PROBLEM TO SOLVE: Wherever the word "using" appears in the entries, copy the whole line.

RECORD SET:
━━━━━━━━━━━━━━━━

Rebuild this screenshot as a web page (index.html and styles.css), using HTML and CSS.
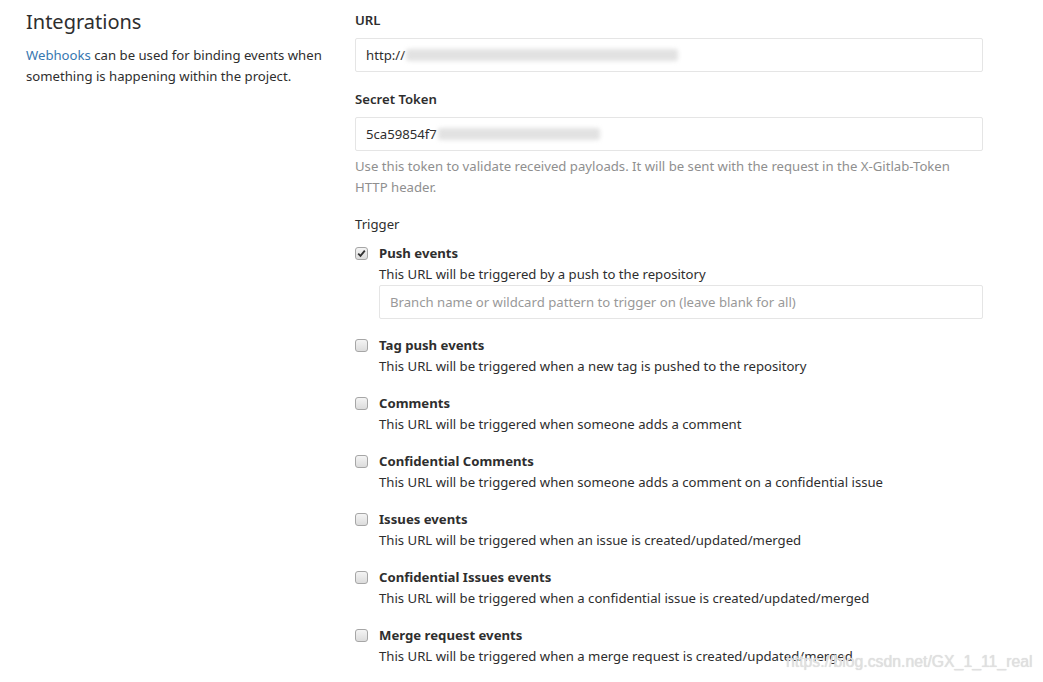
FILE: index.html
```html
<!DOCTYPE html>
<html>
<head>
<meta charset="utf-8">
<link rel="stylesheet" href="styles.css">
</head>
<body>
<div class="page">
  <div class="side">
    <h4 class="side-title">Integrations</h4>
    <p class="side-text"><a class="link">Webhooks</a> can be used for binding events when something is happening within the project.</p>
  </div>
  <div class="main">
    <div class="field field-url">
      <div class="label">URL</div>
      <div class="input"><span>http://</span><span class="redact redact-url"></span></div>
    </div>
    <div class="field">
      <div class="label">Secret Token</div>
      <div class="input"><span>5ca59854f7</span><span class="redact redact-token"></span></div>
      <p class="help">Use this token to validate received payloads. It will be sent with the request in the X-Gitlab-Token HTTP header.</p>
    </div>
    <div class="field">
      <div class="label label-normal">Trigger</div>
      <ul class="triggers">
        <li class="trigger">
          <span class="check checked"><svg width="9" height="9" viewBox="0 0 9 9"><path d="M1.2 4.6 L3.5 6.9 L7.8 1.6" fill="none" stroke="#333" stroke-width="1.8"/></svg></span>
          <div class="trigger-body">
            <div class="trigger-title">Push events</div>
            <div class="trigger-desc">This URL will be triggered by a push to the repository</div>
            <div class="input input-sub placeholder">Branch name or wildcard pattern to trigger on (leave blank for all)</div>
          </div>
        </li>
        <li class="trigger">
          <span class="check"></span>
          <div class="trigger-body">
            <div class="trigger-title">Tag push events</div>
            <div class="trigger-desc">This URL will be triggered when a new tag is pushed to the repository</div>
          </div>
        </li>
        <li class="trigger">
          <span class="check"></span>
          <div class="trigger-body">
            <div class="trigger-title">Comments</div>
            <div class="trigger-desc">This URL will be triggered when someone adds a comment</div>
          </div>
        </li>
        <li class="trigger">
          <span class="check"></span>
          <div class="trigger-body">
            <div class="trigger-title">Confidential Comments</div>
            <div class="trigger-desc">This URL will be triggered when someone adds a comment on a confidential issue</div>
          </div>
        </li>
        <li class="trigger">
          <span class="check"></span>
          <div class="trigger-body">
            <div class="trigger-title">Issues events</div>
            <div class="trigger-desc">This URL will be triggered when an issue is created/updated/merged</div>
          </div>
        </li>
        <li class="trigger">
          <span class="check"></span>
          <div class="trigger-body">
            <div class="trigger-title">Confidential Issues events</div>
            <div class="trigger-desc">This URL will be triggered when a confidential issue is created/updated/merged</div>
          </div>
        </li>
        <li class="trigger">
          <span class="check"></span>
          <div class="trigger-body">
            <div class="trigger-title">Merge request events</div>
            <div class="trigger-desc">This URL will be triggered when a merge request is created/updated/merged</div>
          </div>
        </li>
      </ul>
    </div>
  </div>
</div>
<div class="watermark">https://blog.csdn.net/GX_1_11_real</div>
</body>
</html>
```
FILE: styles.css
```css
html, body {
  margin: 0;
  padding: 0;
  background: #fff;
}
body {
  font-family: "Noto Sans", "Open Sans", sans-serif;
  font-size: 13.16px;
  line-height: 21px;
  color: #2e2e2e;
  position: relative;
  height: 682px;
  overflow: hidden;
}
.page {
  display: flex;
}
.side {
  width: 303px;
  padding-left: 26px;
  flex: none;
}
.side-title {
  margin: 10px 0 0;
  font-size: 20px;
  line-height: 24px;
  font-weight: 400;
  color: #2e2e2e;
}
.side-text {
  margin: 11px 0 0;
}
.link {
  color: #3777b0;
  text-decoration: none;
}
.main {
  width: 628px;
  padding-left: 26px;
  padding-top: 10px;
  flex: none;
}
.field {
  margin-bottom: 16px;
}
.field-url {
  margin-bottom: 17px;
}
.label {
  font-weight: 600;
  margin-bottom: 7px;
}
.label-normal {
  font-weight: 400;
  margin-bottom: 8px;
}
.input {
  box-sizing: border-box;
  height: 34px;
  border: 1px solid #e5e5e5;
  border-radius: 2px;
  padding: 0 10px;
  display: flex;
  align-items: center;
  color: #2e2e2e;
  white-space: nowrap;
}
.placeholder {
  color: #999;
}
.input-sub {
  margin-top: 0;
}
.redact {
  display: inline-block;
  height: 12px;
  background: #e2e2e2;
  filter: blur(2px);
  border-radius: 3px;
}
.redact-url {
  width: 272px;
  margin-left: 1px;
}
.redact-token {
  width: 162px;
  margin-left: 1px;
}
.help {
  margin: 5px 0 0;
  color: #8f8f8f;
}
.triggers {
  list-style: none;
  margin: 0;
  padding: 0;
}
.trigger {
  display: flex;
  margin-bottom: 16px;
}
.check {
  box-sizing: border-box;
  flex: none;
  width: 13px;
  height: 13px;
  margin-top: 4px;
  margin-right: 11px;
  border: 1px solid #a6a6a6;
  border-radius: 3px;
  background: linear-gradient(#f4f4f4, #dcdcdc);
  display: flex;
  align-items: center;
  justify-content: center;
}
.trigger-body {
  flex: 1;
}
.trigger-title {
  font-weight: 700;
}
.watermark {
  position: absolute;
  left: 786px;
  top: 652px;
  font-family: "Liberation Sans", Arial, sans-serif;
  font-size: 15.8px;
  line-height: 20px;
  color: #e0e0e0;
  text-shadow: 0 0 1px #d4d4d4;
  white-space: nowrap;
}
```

━━━━━━━━━━━━━━━━

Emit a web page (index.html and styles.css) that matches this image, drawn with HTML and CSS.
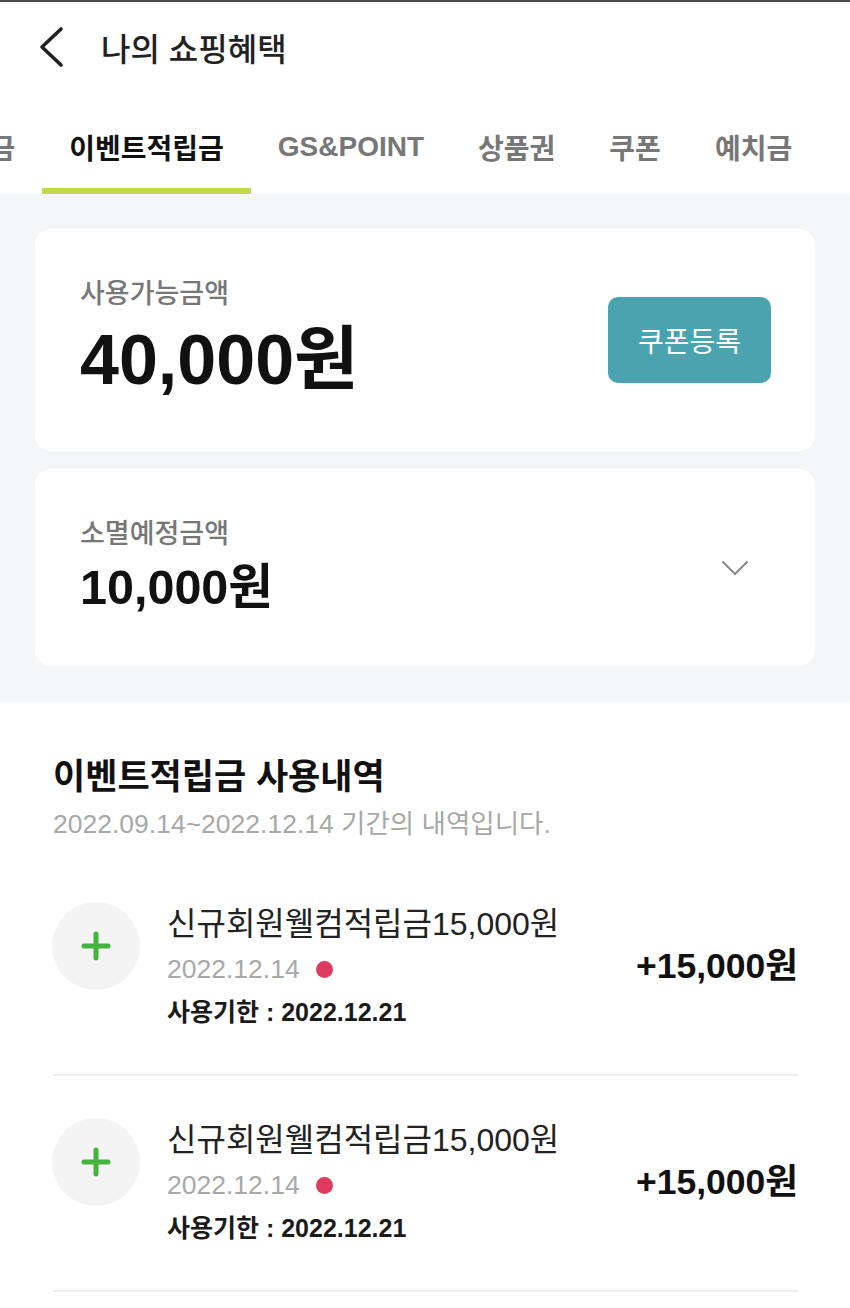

━━━━━━━━━━━━━━━━

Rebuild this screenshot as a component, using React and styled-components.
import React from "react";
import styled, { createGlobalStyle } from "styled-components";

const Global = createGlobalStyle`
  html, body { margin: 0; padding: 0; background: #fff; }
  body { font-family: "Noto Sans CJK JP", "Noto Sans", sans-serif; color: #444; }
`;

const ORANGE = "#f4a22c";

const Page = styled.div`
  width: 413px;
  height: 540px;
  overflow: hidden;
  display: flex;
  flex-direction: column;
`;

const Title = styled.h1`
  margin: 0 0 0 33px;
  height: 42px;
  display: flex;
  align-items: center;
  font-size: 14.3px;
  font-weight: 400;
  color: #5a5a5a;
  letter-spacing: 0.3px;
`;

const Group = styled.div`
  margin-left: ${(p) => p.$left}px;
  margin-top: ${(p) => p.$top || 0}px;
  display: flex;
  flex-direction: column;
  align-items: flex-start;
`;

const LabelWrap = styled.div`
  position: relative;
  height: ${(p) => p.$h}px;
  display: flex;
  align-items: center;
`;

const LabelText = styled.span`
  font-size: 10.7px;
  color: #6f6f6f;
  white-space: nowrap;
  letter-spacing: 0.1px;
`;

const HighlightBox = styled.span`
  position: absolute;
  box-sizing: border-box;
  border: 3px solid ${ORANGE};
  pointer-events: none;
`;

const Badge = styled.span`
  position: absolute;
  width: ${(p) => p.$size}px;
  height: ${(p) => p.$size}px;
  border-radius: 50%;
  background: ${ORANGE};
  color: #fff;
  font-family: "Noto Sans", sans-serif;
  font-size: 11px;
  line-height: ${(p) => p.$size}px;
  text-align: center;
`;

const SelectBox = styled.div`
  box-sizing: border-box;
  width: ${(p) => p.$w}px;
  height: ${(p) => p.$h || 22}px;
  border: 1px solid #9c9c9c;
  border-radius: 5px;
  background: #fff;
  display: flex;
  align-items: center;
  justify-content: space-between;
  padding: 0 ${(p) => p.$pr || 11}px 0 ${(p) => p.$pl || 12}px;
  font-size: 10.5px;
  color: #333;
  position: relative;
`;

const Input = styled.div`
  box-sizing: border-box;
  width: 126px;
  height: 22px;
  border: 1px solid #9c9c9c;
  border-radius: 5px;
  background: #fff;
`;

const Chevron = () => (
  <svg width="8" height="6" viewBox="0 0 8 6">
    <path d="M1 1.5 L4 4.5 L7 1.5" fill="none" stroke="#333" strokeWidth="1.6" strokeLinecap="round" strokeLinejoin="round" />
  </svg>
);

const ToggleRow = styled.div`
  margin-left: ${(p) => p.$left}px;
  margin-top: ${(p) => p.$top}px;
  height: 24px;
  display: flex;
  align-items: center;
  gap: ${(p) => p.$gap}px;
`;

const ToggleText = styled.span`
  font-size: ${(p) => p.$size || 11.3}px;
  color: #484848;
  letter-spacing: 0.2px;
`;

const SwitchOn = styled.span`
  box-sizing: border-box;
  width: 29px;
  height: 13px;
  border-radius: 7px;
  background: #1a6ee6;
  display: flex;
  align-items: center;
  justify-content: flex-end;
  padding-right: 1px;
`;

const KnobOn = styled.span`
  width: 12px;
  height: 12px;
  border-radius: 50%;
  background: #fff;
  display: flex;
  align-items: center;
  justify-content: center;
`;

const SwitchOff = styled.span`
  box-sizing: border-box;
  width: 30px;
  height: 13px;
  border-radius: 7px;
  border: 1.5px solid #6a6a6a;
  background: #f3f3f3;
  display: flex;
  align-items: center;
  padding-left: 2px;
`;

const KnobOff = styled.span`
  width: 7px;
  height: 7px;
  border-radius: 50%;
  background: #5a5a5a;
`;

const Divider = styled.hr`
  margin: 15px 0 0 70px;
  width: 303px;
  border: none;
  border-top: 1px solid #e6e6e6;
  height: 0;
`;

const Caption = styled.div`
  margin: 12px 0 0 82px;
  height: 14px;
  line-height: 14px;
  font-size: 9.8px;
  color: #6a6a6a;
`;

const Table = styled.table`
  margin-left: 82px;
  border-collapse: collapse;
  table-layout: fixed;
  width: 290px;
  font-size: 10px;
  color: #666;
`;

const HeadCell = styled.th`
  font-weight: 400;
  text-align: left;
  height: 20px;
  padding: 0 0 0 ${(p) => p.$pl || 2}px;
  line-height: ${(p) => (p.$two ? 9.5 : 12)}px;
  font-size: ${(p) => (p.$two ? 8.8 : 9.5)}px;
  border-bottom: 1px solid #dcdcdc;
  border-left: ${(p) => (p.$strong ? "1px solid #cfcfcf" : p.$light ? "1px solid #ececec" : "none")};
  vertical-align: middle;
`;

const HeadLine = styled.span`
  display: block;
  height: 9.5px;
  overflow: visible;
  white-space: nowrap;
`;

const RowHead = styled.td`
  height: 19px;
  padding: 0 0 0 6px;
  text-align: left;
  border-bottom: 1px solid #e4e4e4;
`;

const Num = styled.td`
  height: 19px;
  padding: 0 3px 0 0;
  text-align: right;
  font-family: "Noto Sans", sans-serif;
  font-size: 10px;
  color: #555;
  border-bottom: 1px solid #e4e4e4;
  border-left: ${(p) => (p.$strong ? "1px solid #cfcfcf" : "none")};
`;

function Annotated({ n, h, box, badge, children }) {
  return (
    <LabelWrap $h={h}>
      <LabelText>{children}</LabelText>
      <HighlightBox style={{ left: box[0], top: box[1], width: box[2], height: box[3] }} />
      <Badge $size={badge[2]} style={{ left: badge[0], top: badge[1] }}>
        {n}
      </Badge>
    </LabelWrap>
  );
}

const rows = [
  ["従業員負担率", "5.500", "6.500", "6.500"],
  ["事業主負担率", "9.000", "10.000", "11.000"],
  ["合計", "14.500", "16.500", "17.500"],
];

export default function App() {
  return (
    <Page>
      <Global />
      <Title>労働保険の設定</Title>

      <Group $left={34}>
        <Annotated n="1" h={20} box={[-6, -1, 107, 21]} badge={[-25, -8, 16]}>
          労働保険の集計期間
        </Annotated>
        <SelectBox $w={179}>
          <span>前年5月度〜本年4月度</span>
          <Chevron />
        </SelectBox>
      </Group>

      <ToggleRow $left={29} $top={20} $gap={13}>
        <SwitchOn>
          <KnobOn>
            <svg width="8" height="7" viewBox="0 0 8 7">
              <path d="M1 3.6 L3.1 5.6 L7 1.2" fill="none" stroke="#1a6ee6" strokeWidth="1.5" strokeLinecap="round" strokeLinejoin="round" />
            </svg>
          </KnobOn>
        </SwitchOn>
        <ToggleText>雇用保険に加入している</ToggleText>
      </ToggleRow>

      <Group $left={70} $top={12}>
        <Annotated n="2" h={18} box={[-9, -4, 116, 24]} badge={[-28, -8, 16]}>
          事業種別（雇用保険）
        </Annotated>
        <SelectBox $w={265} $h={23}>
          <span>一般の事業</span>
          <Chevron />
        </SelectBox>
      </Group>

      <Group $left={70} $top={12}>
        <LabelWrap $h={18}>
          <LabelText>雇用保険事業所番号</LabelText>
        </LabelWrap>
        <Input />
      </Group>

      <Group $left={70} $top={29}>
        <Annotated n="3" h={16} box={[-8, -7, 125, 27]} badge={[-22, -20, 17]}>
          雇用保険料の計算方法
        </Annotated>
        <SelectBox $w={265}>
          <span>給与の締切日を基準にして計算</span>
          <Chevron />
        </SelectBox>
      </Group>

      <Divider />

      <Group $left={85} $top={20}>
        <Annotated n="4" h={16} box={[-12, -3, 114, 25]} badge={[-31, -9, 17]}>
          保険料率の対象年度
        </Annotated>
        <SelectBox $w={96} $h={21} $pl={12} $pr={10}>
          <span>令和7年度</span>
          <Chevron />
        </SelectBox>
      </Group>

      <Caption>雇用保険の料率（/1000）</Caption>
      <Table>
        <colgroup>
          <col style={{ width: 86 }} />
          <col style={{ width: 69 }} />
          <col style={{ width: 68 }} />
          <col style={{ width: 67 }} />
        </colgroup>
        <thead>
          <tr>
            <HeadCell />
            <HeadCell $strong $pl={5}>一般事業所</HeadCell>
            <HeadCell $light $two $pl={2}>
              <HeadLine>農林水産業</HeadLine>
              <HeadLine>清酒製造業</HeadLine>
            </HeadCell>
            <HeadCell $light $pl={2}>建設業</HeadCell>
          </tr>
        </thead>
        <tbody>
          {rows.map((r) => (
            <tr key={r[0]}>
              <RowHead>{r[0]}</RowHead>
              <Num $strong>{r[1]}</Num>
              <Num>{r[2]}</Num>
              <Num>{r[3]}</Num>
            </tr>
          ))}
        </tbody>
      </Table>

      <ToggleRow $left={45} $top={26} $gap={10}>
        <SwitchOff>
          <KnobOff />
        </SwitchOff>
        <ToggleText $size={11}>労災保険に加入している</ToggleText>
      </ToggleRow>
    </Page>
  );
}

━━━━━━━━━━━━━━━━

IN RESPONSE:
Rebuild this screenshot as a web page (index.html and styles.css), using HTML and CSS.
Rebuild this screenshot as a component, using React and styled-components.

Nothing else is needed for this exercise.